[PROVIDED INFORMATION]
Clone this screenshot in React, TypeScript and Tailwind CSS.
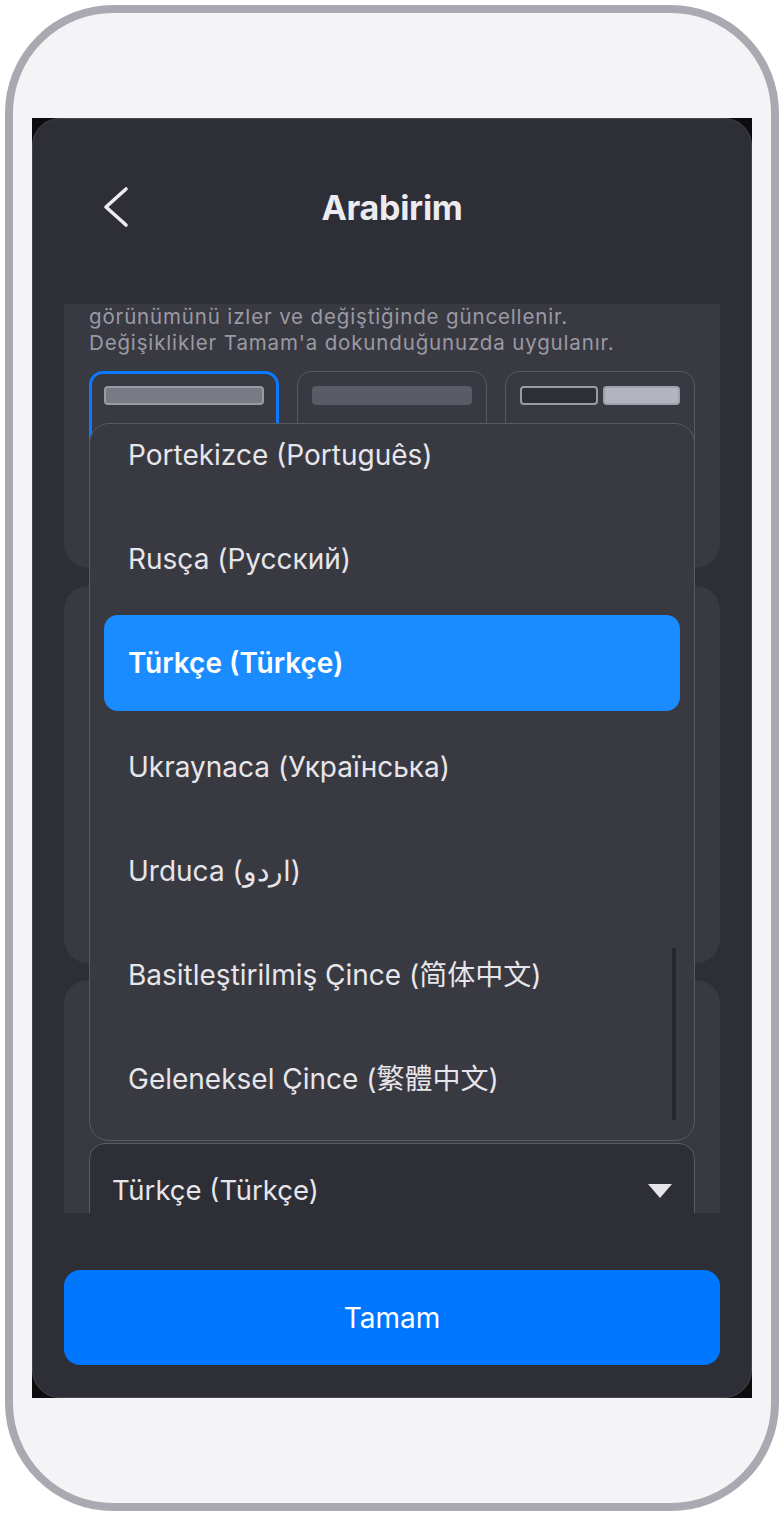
const font = { fontFamily: 'Inter, "Noto Sans CJK SC", "Noto Sans CJK TC", sans-serif' };

const languages = [
  "Portekizce (Português)",
  "Rusça (Русский)",
  "Türkçe (Türkçe)",
  "Ukraynaca (Українська)",
  "Urduca (اردو)",
  "Basitleştirilmiş Çince (简体中文)",
  "Geleneksel Çince (繁體中文)",
];

const selected = "Türkçe (Türkçe)";

function ThemeTile({ active, children }: { active?: boolean; children: React.ReactNode }) {
  return (
    <div
      className={
        active
          ? "h-[173px] rounded-[14px] border-[3px] border-[#0a7aff] px-[12px] pt-[12px]"
          : "h-[173px] rounded-[14px] border border-[#5a5a66] px-[14px] pt-[14px]"
      }
    >
      {children}
    </div>
  );
}

export default function App() {
  return (
    <div className="w-[784px] h-[1516px] bg-white p-[5px]" style={font}>
      <div className="w-[774px] h-[1506px] rounded-[108px] border-[8px] border-[#a9aab1] bg-[#f4f4f6] pl-[19px] pt-[105px]">
        <div className="w-[720px] h-[1280px] bg-[#0d0d10]">
          <div className="flex h-full flex-col rounded-[28px] border border-[#46464f] bg-[#2e2e36]">
            {/* header */}
            <div className="relative flex h-[185px] shrink-0 items-center justify-center pb-[8px]">
              <svg
                className="absolute left-[69px] top-[67px]"
                width="28"
                height="42"
                viewBox="0 0 28 42"
                fill="none"
                stroke="#ececf0"
                strokeWidth="3.6"
                strokeLinecap="round"
                strokeLinejoin="round"
              >
                <path d="M24 3 4 21l20 18" />
              </svg>
              <h1 className="text-[34px] font-bold tracking-[-0.3px] text-[#ececf0]">Arabirim</h1>
            </div>

            {/* scroll area */}
            <div className="relative mx-[31px] h-[909px] shrink-0 overflow-hidden">
              <div className="-mt-[60px] flex flex-col">
                <section className="rounded-[24px] bg-[#393942] px-[25px] pt-[60px] pb-6">
                  <div className="text-[20.5px] leading-[26px] tracking-[0.85px] text-[#9a9aa4]">
                    <span className="block">görünümünü izler ve değiştiğinde güncellenir.</span>
                    <span className="block">Değişiklikler Tamam'a dokunduğunuzda uygulanır.</span>
                  </div>
                  <div className="mt-[15px] grid grid-cols-3 gap-[18px]">
                    <ThemeTile active>
                      <div className="h-[19px] rounded-[4px] border-2 border-[#9a9aa4] bg-[#7a7a85]" />
                    </ThemeTile>
                    <ThemeTile>
                      <div className="h-[19px] rounded-[4px] bg-[#5b5b67]" />
                    </ThemeTile>
                    <ThemeTile>
                      <div className="flex h-[19px] gap-[5px]">
                        <div className="flex-1 rounded-[4px] border-2 border-[#9a9aa4] bg-[#2e2e36]" />
                        <div className="flex-1 rounded-[4px] border-2 border-[#9fa2ad] bg-[#b2b5bf]" />
                      </div>
                    </ThemeTile>
                  </div>
                </section>

                <section className="mt-[18px] h-[377px] rounded-[24px] bg-[#393942]" />

                <section className="mt-[17px] rounded-[24px] bg-[#393942] px-[25px] pt-[163px] pb-6">
                  <div className="flex h-[96px] items-center justify-between rounded-[16px] border border-[#5a5a66] bg-[#2e2e36] pl-[22px] pr-[22px]">
                    <span className="text-[27.5px] text-[#e6e6ea]">Türkçe (Türkçe)</span>
                    <svg width="24" height="14" viewBox="0 0 24 14">
                      <path d="M0 0h24L12 14z" fill="#e6e6ea" />
                    </svg>
                  </div>
                </section>
              </div>

              {/* open dropdown */}
              <div className="absolute left-[25px] top-[119px] h-[718px] w-[606px] overflow-hidden rounded-[20px] border border-[#5a5a66] bg-[#393942]">
                <div className="-mt-[17px] flex flex-col gap-2 px-[14px]">
                  {languages.map((l) => (
                    <div
                      key={l}
                      className={
                        l === selected
                          ? "flex h-[96px] shrink-0 items-center rounded-[14px] bg-[#1a8cff] pl-[24px] text-[28px] font-semibold text-white"
                          : "flex h-[96px] shrink-0 items-center pl-[24px] text-[28px] text-[#e6e6ea]"
                      }
                    >
                      {l}
                    </div>
                  ))}
                </div>
                <div className="absolute left-[582px] top-[524px] h-[172px] w-[4px] rounded-full bg-[#26262d]" />
              </div>
            </div>

            {/* footer */}
            <div className="mx-[31px] mt-[57px]">
              <button className="flex h-[95px] w-full items-center justify-center rounded-[16px] bg-[#0077ff] text-[28px] text-white">
                Tamam
              </button>
            </div>
          </div>
        </div>
      </div>
    </div>
  );
}
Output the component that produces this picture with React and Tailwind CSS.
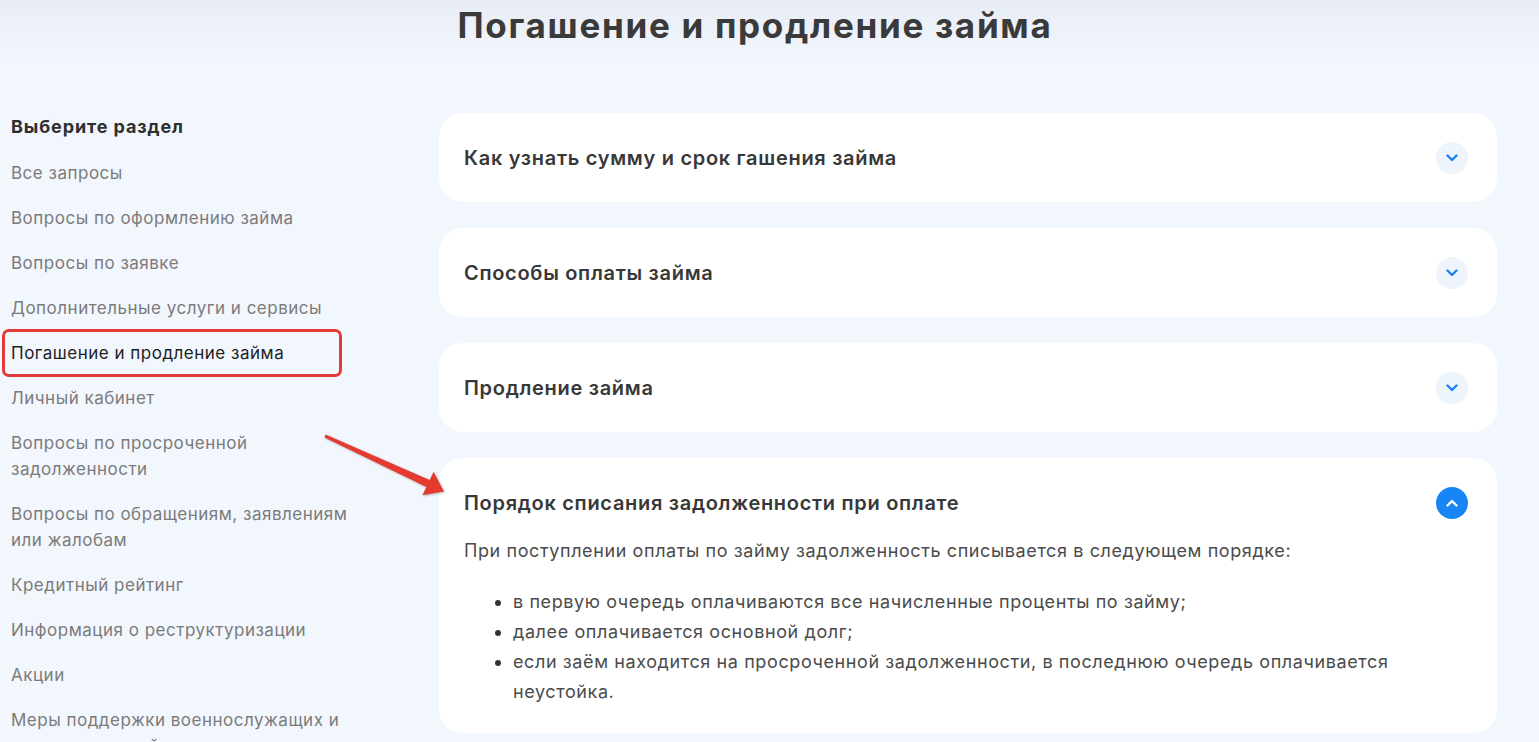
const sections = [
  { label: "Все запросы" },
  { label: "Вопросы по оформлению займа" },
  { label: "Вопросы по заявке" },
  { label: "Дополнительные услуги и сервисы" },
  { label: "Погашение и продление займа", active: true },
  { label: "Личный кабинет" },
  { label: "Вопросы по просроченной задолженности" },
  { label: "Вопросы по обращениям, заявлениям или жалобам" },
  { label: "Кредитный рейтинг" },
  { label: "Информация о реструктуризации" },
  { label: "Акции" },
  { label: "Меры поддержки военнослужащих и членов их семей" },
];

const questions = [
  "Как узнать сумму и срок гашения займа",
  "Способы оплаты займа",
  "Продление займа",
];

function Chevron({ up }) {
  return (
    <svg width="12" height="8" viewBox="0 0 12 8" fill="none">
      <path
        d={up ? "M1.5 6.5 L6 2 L10.5 6.5" : "M1.5 1.5 L6 6 L10.5 1.5"}
        stroke="currentColor"
        strokeWidth="2.4"
        strokeLinecap="round"
        strokeLinejoin="round"
      />
    </svg>
  );
}

function Card({ title, open, children }) {
  return (
    <div className="bg-white rounded-[24px] px-[25px]">
      <div className="h-[89px] flex items-center justify-between pr-[4px]">
        <h3 className="text-[20px] font-semibold tracking-[0.7px] text-[#383838]">{title}</h3>
        {open ? (
          <span className="w-[32px] h-[32px] rounded-full bg-[#1786f4] text-white flex items-center justify-center">
            <Chevron up />
          </span>
        ) : (
          <span className="w-[32px] h-[32px] rounded-full bg-[#eef4fb] text-[#1a82f0] flex items-center justify-center">
            <Chevron />
          </span>
        )}
      </div>
      {children}
    </div>
  );
}

export default function App() {
  return (
    <div
      className="relative min-h-screen h-[742px] overflow-hidden bg-[#f2f6fd]"
      style={{ fontFamily: "Inter, 'Noto Sans', sans-serif" }}
    >
      <div className="bg-gradient-to-b from-[#e8ecf4] to-[#f2f6fd] h-[60px] flex justify-center pr-[29px]">
        <h1 className="text-[35px] leading-[52px] font-bold text-[#3a3a3a] tracking-[1.7px] -mt-[1px]">
          Погашение и продление займа
        </h1>
      </div>

      <div className="flex pt-[53px]">
        <aside className="w-[439px] shrink-0 pl-[11px]">
          <div className="w-[360px]">
            <p className="text-[18px] leading-[26px] font-bold tracking-[0.9px] text-[#2f2f2f] mt-[1px] mb-[20px]">
              Выберите раздел
            </p>
            <ul className="flex flex-col gap-[19px]">
              {sections.map((s) => (
                <li
                  key={s.label}
                  className={
                    "relative text-[17px] leading-[26px] tracking-[0.5px] " +
                    (s.active ? "text-[#1e1e1e]" : "text-[#7b7b7b]")
                  }
                >
                  {s.label}
                  {s.active && (
                    <span className="absolute -left-[9px] -top-[11px] w-[340px] h-[48px] border-[3px] border-[#e53935] rounded-[7px]" />
                  )}
                </li>
              ))}
            </ul>
          </div>
        </aside>

        <main className="flex-1 mr-[42px] flex flex-col gap-[26px]">
          {questions.map((q) => (
            <Card key={q} title={q} />
          ))}
          <Card title="Порядок списания задолженности при оплате" open>
            <div className="-mt-[11px] pb-[26px] pr-[30px] text-[18px] tracking-[0.6px] text-[#4b4b4b]">
              <p className="leading-[30px]">
                При поступлении оплаты по займу задолженность списывается в следующем порядке:
              </p>
              <ul className="list-disc pl-[49px] mt-[21px] leading-[30px] marker:text-[#333]">
                <li>в первую очередь оплачиваются все начисленные проценты по займу;</li>
                <li>далее оплачивается основной долг;</li>
                <li>
                  если заём находится на просроченной задолженности, в последнюю очередь оплачивается
                  неустойка.
                </li>
              </ul>
            </div>
          </Card>
        </main>
      </div>

      <svg
        className="absolute left-0 top-0 pointer-events-none"
        width="1539"
        height="742"
        viewBox="0 0 1539 742"
      >
        <polygon
          points="325.6,434.6 429.7,479.9 433.6,471.8 444,491.5 422.4,495.2 426.3,487.1 324.4,437.4"
          fill="#e53a2f"
          style={{ filter: "drop-shadow(1px 1px 1px rgba(0,0,0,0.25))" }}
        />
      </svg>
    </div>
  );
}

[TO BE DONE]
Pick out each line in the material containing "this".

[EXPECTED ANSWER]
Clone this screenshot in React, TypeScript and Tailwind CSS.
Output the component that produces this picture with React and Tailwind CSS.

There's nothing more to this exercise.